United States Congressman James Enos "Jim" Clyburn was born on July 21, 1940 in Sumter, South Carolina to Enos Lloyd Clyburn, a fundamentalist minister, and Almeta Clyburn, a beautician. Clyburn was elected president of his NAACP youth chapter when he was twelve years old, and went on to help organize many civil rights marches and demonstrations as a student leader at South Carolina State College (now South Carolina State University), where he graduated in 1962 with his B.S. degree in history. He later attended the University of South Carolina Law School.
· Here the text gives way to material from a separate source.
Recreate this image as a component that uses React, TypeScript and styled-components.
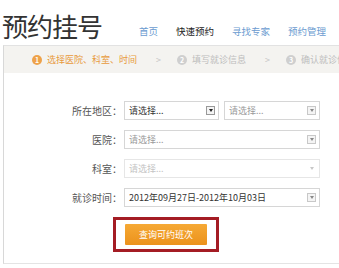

Upon graduation from South Carolina State College, Clyburn was hired as a social studies teacher at C.A. Brown High School in Charleston, South Carolina. From 1965 to 1971, he worked as an employment counselor, a director of youth programs and led the South Carolina Farm Workers Commission. After an unsuccessful run for the South Carolina General Assembly, Clyburn joined the staff of Governor John C. West in 1971 and was appointed as the first minority advisor to a South Carolina governor. In 1974, he was named the South Carolina Human Affairs Commissioner. He served in that position until 1992 when he stepped down to run for U.S. Congress. In November of 1992, Clyburn was elected the U.S. Representative for South Carolina's 6th Congressional District, becoming the state’s first African American to serve in Congress since 1897.
As a Congressman, Clyburn was elected co-president of his freshman class in 1993, and was unanimously elected chair of the Congressional Black Caucus in 1998. In 2002, he won an election among three House members to serve as vice chair of the House Democratic Caucus. Clyburn rose to the position of caucus chair in January 2006, and in 2007, he became the first South Carolinian to serve as house majority whip. In 2011, he became the assistant house democratic leader and the third-ranking Democrat in the House of Representatives. In 2018, Clyburn was elected to serve his second stint as House Majority Whip.
Clyburn has served as Steering Committee Chairman for the International Museum of African American History in Charleston, South Carolina, and as a member of the governing boards of Allen University in Columbia, South Carolina; Brookgreen Gardens in Murrells Inlet, South Carolina; and The Palmetto Conservation Foundation. In addition, he has been awarded honorary doctorate degrees by numerous colleges and universities, and has authored two books: Uncommon Courage: The Story of Briggs V. Elliott, South Carolina's Unsung Civil Rights Battle (2004); and Blessed Experiences: Genuinely Southern, Proudly Black (2014).
Clyburn lives in Columbia, South Carolina. He and his late wife, Emily, had three daughters: Mignon Clyburn, Jennifer Clyburn Reed, and Angela Clyburn.
U.S. Congressman Jim Clyburn was interviewed by The HistoryMakers on May 20, 2014.